Scalability and Amdahl’s law

The Amdahl’s law is defined as

\[\begin{align} P={1\over f_s+{1-f_s\over N}} \end{align}\]

where \(P\) is the performance gain from using \(N\) processors, \(f_s\) is the fraction of the program that has to be executed serially.

Scalability is about reducing the time it takes to perform an action or increasing the amount of data that can be processed in a given time as more processors are added.

Hiding latency with multiple threads

A thread may be blocked because, for example, it’s waiting for other thread to complete some task or some I/O to complete. To make use of the processor when the thread is block we may

  1. schedule more thread so that the processor can run other thread first
  2. make the thread do something else first and retrieve the result later.
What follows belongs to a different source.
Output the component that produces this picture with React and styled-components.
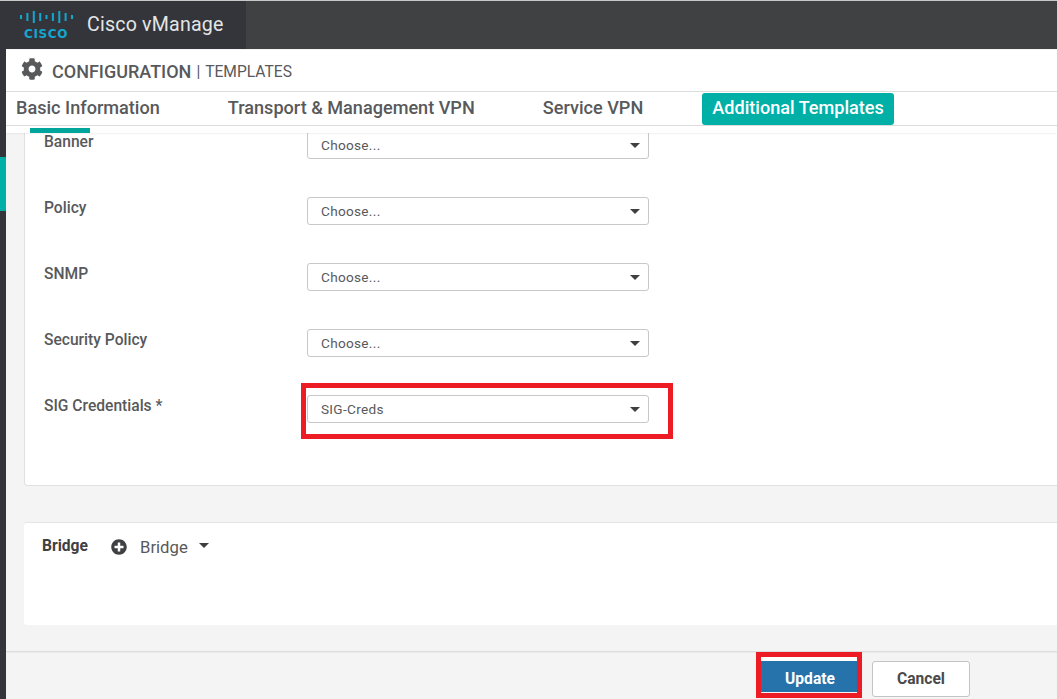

Improving responsiveness with concurrency

Most modern graphical user interface frameworks are event-driver; the user performs actions on the user interface by pressing keys or moving the mouse, which generate a series of events or messages that the application then handles. To increase responsiveness, we usually handle the lengthy task on a new thread and leave a dedicated GUI thread to process the events. The following code shows a simple example, which only handles a single task

std::thread task_thread;
std::atomic<bool> task_cancelled(false);
void gui_thread() {
  while (true) {
    auto event = get_event();
    if (event.type == quit)
      	break;
   	process(event);
  }
}
void process(const EventType& event) {
  switch(event.type) {
  case start_task:
    task_cancelled = false;
    task_thread = std::thread(task);
    break;
  case stop_task:
    task_cancelled = true;
    task_thread.join();
    break;
  case task_complete:
    task_thread.join();
    display_results();
    break;
  default:
    //...  
  }
}

References

Williams, Anthony. 2019. C++ Concurrency in Action, 2nd Edition.